Co więcej, badacze udowodnili, iż kefir posiada właściwości antyrakowe i antymutogenne. Naukowcy uzyskali szczególnie ciekawe wyniki w przypadku leczenia nowotworów piersi, których rozrost został powstrzymany pod wpływem środków zawierających ekstrakt z kefiru. Podobną terapię zastosowano również w przypadku leczenia depresji, stanów lękowych, niektórych rodzajów alergii oraz chorób reumatycznych. Za każdym razem wyniki badań były bardzo zadowalające.
Kefir nie tylko sprawia, że jesteśmy zdrowsi, ale również czyni nas piękniejszymi. O jego zbawiennym wpływie na skórę przekonał się z pewnością każdy kto chociaż raz przesadził z opalaniem. Okłady z kefiru doskonale wygładzają i regenerują skórę oraz redukują jej zaczerwienienia. Na wprowadzeniu go do diety skorzystają również nasze włosy, które dzięki niemu staną się mocniejsze, bardziej lśniące i mniej podatne na siwienie.

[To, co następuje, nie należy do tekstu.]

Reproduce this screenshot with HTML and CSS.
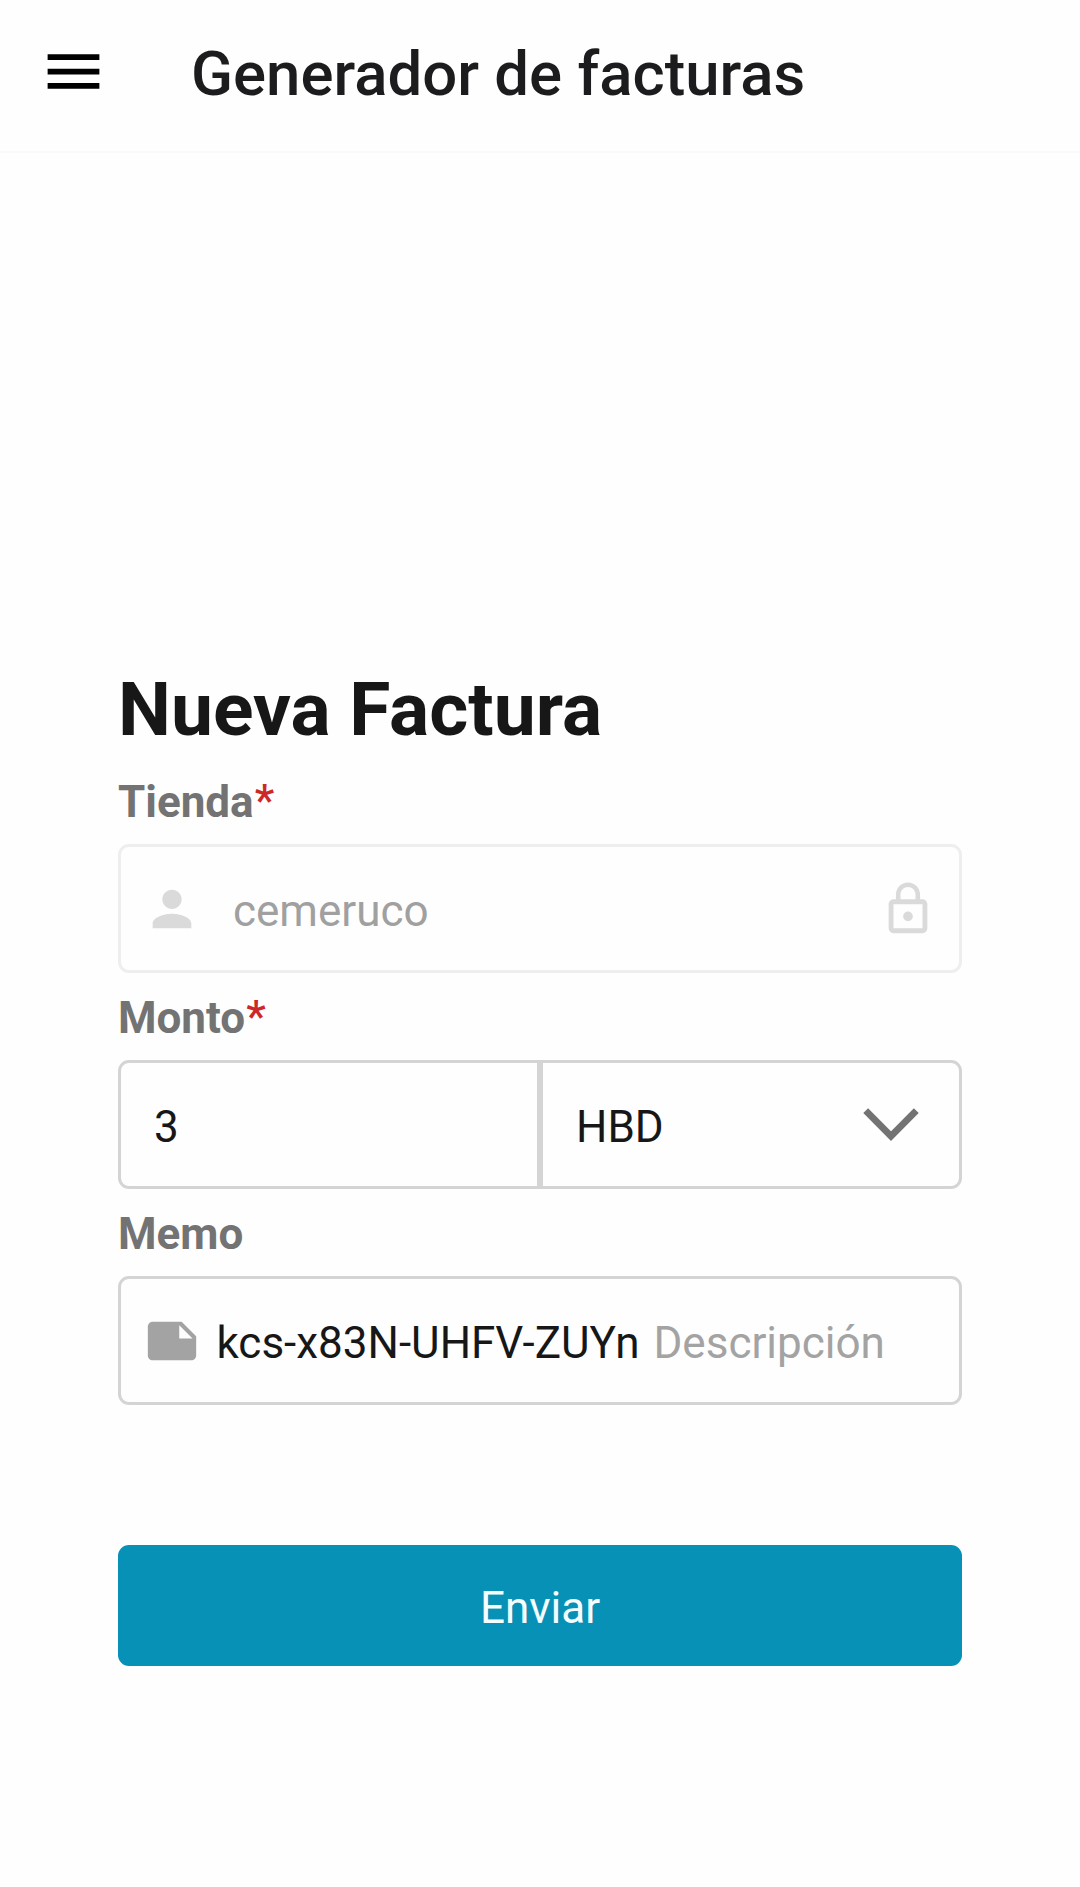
FILE: index.html
```html
<!DOCTYPE html>
<html lang="es">
<head>
  <meta charset="UTF-8" />
  <meta name="viewport" content="width=device-width, initial-scale=1.0" />
  <title>Generador de facturas</title>
  <link rel="stylesheet" href="styles.css">
</head>
<body>
  <header>
    <svg class="menu-icon" viewBox="0 0 24 24"><path d="M3 18h18v-2H3v2zm0-5h18v-2H3v2zm0-7v2h18V6H3z"/></svg>
    <h1>Generador de facturas</h1>
  </header>

  <main>
    <h2>Nueva Factura</h2>

    <div class="label">Tienda<span class="required">*</span></div>
    <div class="field disabled">
      <svg class="icon" viewBox="0 0 24 24"><path d="M12 12c2.21 0 4-1.79 4-4s-1.79-4-4-4-4 1.79-4 4 1.79 4 4 4zm0 2c-2.67 0-8 1.34-8 4v2h16v-2c0-2.66-5.33-4-8-4z"/></svg>
      <span class="value store">cemeruco</span>
      <svg class="icon" viewBox="0 0 24 24"><path d="M12 17c1.1 0 2-.9 2-2s-.9-2-2-2-2 .9-2 2 .9 2 2 2zm6-9h-1V6c0-2.76-2.24-5-5-5S7 3.24 7 6v2H6c-1.1 0-2 .9-2 2v10c0 1.1.9 2 2 2h12c1.1 0 2-.9 2-2V10c0-1.1-.9-2-2-2zM8.9 6c0-1.71 1.39-3.1 3.1-3.1s3.1 1.39 3.1 3.1v2H8.9V6zM18 20H6V10h12v10z"/></svg>
    </div>

    <div class="label">Monto<span class="required">*</span></div>
    <div class="amount-row">
      <div class="field amount"><span class="value">3</span></div>
      <div class="field currency">
        <span class="value">HBD</span>
        <svg class="chevron" viewBox="0 0 56 34"><path d="M2.7 2.7L28 28.2L53.3 2.7"/></svg>
      </div>
    </div>

    <div class="label">Memo</div>
    <div class="field">
      <svg class="icon" viewBox="0 0 24 24"><path d="M22 10l-6-6H4c-1.1 0-2 .9-2 2v12.01c0 1.1.9 1.99 2 1.99l16-.01c1.1 0 2-.89 2-1.99v-8zm-7-4.5l5.5 5.5H15V5.5z"/></svg>
      <span class="value memo">kcs-x83N-UHFV-ZUYn</span>
      <span class="value placeholder">Descripción</span>
    </div>

    <button class="send-btn">Enviar</button>
  </main>
</body>
</html>
```
FILE: styles.css
```css
* {
  box-sizing: border-box;
}
body {
  margin: 0;
  min-height: 100vh;
  font-family: Roboto, sans-serif;
  font-size: 44px;
  background-color: #fefefe;
  color: #171717;
}
svg {
  display: block;
  flex: none;
}
header {
  display: flex;
  align-items: center;
  height: 153px;
  padding: 0 39px 4px;
  background-color: #fefefe;
  border-bottom: 2px solid #fafafa;
}
.menu-icon {
  width: 69px;
  height: 69px;
  margin: 0 83px 4px 0;
  fill: #000;
}
h1 {
  margin: 0;
  font-size: 61.7px;
  font-weight: 500;
  line-height: 80px;
  color: #1c1c1e;
}
main {
  width: 844px;
  margin: 0 auto;
  padding-top: 511px;
}
h2 {
  margin: 0 0 22px;
  font-size: 75px;
  font-weight: 700;
  line-height: 90px;
}
.label {
  height: 52px;
  margin-bottom: 16px;
  line-height: 52px;
  font-weight: 700;
  color: #737373;
}
.required {
  margin-left: 1px;
  font-weight: 500;
  line-height: 1;
  vertical-align: 1px;
  color: #cc2828;
}
.field {
  display: flex;
  align-items: center;
  height: 129px;
  margin-bottom: 19px;
  padding: 0 22px;
  border: 3px solid #d4d4d4;
  border-radius: 11px;
}
.value {
  padding-top: 4px;
  line-height: 52px;
}
.icon {
  width: 58px;
  height: 58px;
  fill: #a3a3a3;
}
.disabled {
  border-color: #eee;
  color: #a0a0a0;
}
.disabled .icon {
  fill: #dadada;
}
.store {
  flex: 1;
  margin-left: 32px;
}
.amount-row {
  display: flex;
}
.amount-row .field {
  width: 50%;
  padding: 0 33px;
}
.amount-row .amount {
  border-radius: 11px 0 0 11px;
}
.amount-row .currency {
  justify-content: space-between;
  padding-right: 40px;
  border-radius: 0 11px 11px 0;
}
.chevron {
  width: 56px;
  height: 34px;
  fill: none;
  stroke: #737373;
  stroke-width: 6.8;
}
.memo {
  margin: 0 14px 0 15.5px;
}
.placeholder {
  color: #a3a3a3;
}
.send-btn {
  display: block;
  width: 100%;
  height: 121px;
  margin-top: 140px;
  padding: 4px 0 0;
  border: none;
  border-radius: 11px;
  background-color: #0891b6;
  color: #f5fdff;
  font-family: inherit;
  font-size: 44px;
}
```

Jak wprowadzić kefir do diety?
Ponieważ kefir fantastycznie wpływa na nasze zdrowie warto wykorzystać każdą okazję, aby wprowadzić go do jadłospisu. Nie powinno być z tym najmniejszego problemu, gdyż ma on bardzo szerokie zastosowanie w kuchni. Przede wszystkim, kefir może stać się najlepszym towarzyszem naszych śniadań. Z powodzeniem możemy zastępować nim jogurt lub mleko, przygotowując musli, sałatki oraz koktajle owocowe. Ponadto, kefir może posłużyć za doskonałą marynatę do mięs lub podstawa dressingu. Ponieważ jest bardzo sycący, a do tego świetnie gasi pragnienie, możemy po prostu popijać go w ciągu dnia. Z pewnością nie będziemy mieć ochoty na podjadanie między posiłkami.